The new conditional inflation forecast suggests that inflation up to the beginning of 2019 will be higher than predicted in June due to a slight rise in domestic inflation. From the second quarter of 2019, the new conditional forecast lies below the June forecast as a result of the appreciation in the Swiss franc. For 2018, the SNB continues to anticipate inflation of 0.9%, while the inflation forecast of 0.8% for 2019 is 0.1 percentage points lower than projected at the last assessment. For 2020, the SNB expects to see inflation of 1.2%, compared with the 1.6% forecast in the last quarter. The conditional inflation forecast is based on the assumption that the three-month Libor remains at –0.75% over the entire forecast horizon.
Overall, global economic growth was solid in the second quarter. In the advanced economies, utilisation of production capacity continued to improve and employment figures once again rose. In the emerging economies, too, economic momentum remained generally robust. International goods trade nonetheless slowed somewhat.
Economic signals for the coming months remain favourable. Supported by ongoing expansionary monetary policy in the advanced economies and improved labour markets, the global economy is likely to continue to grow. However, following strong growth in the previous quarters, the pace is expected to slow slightly. To date, the crises of confidence in Turkey and Argentina have not materially impacted the global economic outlook.
The risks to this positive baseline scenario are more to the downside. Chief among them are political uncertainties in some countries as well as potential international tensions and protectionist tendencies.

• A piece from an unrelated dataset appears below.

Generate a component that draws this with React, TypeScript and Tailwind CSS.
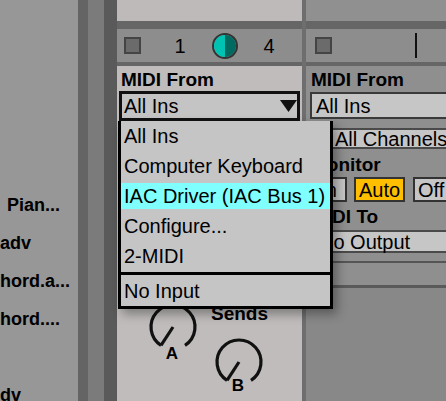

Switzerland’s economy has continued to recover. The revised GDP figures for recent years reveal stronger growth momentum than was originally reported. In the second quarter 2018, GDP once again grew faster than estimated potential output, at an annualised rate of 2.9%. The positive development in the first half of the year was, however, partly due to special factors. Overall, utilisation of total production capacity has improved further, and unemployment has also continued to decline over recent months.
Leading indicators suggest that the economic outlook remains favourable. Some loss of momentum is expected, however, due to a slight slowdown in global growth and the dampening effect of recent Swiss franc appreciation. The SNB now anticipates GDP growth of between 2.5% and 3% for the current year and a further slight fall in unemployment. The stronger growth forecast is attributable to the upward revision for the previous quarters.
Imbalances on the mortgage and real estate markets persist. Both mortgage lending and prices for single-family homes and privately owned apartments continued to rise at a moderate rate over recent quarters. Although prices in the residential investment property segment have stabilised, there is the risk of a correction due to strong price increases in recent years and growing vacancy rates. The SNB will continue to monitor developments on the mortgage and real estate markets closely, and will regularly reassess the need for an adjustment of the countercyclical capital buffer.